▸ **What to do**: How many lines of the data hold the word "styles"? State the number and nothing else.

▸ **Supplied records**:
## Start

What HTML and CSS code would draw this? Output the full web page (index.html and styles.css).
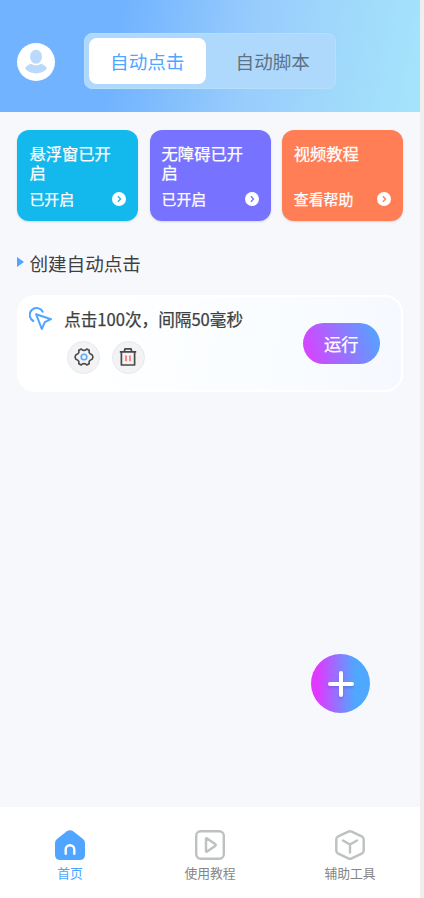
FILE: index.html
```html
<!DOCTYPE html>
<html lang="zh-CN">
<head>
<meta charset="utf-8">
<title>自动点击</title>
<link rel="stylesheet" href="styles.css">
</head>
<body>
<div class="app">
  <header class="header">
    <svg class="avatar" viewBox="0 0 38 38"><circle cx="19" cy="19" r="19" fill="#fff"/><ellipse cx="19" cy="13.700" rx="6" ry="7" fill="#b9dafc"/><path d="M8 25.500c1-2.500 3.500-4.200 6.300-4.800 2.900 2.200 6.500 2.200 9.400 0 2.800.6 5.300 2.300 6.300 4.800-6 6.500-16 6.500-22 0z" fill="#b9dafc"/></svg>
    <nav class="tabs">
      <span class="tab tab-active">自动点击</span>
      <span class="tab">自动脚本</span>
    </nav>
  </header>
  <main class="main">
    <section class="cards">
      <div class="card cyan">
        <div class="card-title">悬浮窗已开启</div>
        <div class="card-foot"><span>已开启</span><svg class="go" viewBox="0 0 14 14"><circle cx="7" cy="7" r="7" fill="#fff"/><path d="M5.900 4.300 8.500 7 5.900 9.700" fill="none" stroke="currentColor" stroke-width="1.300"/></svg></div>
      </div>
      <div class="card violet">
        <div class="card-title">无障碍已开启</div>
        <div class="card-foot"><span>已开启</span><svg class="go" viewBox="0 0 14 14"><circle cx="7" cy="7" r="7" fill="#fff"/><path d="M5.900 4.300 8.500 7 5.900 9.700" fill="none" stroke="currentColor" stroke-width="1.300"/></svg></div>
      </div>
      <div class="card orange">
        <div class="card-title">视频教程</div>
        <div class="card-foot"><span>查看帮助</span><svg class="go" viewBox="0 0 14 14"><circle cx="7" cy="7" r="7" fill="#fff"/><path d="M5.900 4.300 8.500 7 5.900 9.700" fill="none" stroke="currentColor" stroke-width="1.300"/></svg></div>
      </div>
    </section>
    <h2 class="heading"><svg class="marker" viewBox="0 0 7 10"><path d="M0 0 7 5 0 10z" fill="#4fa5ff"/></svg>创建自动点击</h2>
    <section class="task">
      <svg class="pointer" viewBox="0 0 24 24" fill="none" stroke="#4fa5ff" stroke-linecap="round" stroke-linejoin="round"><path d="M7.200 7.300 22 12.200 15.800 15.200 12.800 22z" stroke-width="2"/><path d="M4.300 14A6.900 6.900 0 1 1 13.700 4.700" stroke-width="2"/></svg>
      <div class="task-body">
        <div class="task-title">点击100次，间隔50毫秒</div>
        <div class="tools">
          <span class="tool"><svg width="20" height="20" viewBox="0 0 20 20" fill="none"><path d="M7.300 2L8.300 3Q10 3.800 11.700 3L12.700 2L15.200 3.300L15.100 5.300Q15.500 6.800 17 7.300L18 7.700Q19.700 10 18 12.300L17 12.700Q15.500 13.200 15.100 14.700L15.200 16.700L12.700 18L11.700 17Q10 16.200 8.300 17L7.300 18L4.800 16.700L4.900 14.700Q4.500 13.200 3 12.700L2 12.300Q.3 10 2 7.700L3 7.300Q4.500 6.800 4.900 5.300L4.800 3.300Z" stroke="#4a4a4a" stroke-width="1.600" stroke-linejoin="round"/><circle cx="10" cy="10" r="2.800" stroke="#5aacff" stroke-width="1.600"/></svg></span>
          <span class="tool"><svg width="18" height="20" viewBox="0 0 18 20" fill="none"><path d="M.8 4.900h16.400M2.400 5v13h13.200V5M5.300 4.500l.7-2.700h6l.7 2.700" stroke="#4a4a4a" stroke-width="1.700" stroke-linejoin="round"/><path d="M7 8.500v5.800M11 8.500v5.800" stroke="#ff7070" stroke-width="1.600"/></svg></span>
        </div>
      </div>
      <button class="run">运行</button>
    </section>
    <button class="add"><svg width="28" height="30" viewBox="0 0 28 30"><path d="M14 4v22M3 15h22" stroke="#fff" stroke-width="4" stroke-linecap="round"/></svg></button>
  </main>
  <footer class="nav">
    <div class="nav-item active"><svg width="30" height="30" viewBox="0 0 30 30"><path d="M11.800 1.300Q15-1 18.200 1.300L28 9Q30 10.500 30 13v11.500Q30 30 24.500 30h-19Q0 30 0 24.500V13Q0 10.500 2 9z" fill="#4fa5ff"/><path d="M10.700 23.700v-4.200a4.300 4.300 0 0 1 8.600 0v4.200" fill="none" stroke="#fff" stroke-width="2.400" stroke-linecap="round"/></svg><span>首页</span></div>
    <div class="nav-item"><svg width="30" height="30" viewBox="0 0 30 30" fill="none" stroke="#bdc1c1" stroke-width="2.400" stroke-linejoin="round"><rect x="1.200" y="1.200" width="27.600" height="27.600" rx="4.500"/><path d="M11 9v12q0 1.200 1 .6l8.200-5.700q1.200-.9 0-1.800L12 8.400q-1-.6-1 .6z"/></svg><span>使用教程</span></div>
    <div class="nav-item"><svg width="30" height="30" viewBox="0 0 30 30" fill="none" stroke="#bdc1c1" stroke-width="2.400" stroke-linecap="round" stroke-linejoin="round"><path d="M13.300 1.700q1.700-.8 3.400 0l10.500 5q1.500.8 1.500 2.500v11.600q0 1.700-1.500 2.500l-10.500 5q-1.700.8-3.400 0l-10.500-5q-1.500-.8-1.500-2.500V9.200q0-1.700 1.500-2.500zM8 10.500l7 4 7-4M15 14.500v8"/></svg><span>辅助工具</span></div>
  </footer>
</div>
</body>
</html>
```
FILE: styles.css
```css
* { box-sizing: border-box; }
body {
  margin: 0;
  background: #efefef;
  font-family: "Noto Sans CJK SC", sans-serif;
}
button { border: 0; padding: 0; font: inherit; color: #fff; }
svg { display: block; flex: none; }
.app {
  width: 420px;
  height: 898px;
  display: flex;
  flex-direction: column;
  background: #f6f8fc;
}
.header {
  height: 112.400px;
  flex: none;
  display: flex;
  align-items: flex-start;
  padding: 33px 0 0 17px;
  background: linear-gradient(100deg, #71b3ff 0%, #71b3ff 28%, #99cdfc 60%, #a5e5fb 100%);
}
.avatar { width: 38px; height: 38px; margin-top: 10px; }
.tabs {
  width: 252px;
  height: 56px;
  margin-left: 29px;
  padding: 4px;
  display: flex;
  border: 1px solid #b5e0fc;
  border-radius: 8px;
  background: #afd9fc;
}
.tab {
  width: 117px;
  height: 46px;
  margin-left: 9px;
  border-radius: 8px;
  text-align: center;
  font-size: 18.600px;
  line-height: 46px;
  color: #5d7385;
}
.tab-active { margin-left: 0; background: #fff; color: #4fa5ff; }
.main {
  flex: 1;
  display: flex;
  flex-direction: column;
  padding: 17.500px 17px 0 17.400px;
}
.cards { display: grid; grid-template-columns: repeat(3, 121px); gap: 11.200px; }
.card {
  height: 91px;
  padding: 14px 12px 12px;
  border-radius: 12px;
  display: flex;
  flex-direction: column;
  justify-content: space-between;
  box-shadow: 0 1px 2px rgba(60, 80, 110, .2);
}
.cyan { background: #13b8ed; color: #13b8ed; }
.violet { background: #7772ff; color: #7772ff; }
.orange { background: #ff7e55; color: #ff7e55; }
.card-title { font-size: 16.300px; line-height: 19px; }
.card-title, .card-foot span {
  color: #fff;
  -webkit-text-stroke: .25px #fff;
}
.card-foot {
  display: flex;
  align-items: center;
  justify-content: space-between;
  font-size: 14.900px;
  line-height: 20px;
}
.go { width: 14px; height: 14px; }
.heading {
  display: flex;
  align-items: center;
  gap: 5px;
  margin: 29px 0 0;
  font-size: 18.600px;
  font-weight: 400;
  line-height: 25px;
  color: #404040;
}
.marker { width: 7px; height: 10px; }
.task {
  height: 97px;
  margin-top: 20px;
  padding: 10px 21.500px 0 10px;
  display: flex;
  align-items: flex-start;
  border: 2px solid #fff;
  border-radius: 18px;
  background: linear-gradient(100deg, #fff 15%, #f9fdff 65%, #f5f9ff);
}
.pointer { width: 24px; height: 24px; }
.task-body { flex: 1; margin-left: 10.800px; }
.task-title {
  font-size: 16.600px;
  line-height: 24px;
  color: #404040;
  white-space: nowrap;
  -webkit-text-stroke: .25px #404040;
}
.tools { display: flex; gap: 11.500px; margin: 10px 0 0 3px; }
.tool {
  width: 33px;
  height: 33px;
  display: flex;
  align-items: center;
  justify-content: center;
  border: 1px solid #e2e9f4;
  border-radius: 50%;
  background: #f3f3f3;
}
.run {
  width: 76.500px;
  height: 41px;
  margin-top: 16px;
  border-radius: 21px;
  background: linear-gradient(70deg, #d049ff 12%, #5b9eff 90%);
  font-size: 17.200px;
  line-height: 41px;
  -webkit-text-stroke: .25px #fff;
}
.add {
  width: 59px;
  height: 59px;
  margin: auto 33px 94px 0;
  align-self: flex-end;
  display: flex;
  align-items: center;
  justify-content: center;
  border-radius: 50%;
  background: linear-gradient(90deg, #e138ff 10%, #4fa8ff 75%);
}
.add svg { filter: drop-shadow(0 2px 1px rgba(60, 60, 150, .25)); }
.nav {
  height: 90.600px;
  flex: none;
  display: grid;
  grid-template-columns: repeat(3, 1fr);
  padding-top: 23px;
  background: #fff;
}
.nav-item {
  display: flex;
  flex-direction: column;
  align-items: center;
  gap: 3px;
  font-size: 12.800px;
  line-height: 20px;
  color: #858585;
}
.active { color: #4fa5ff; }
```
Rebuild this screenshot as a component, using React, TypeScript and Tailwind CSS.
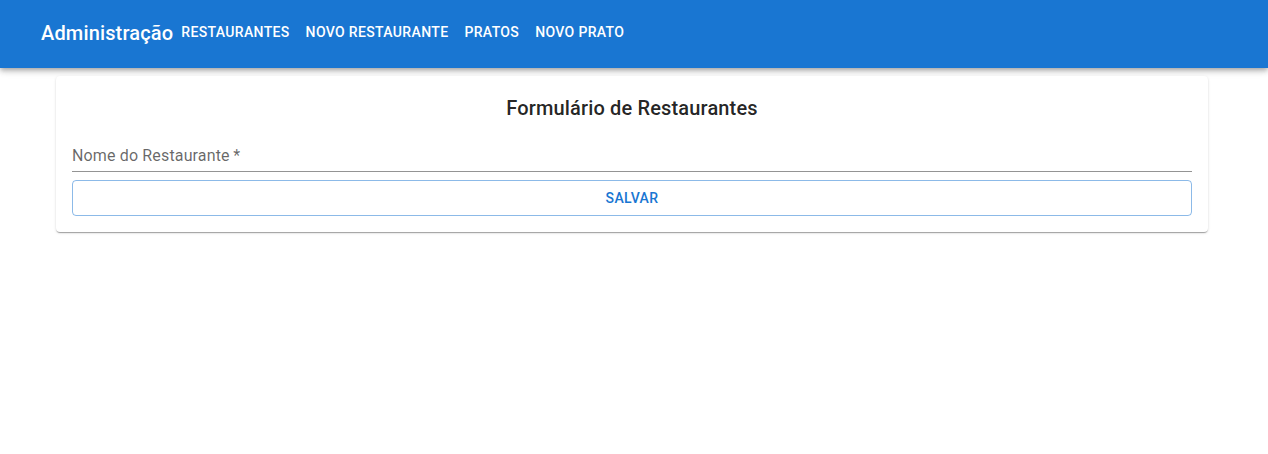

## End

▸ **Answer below**: 3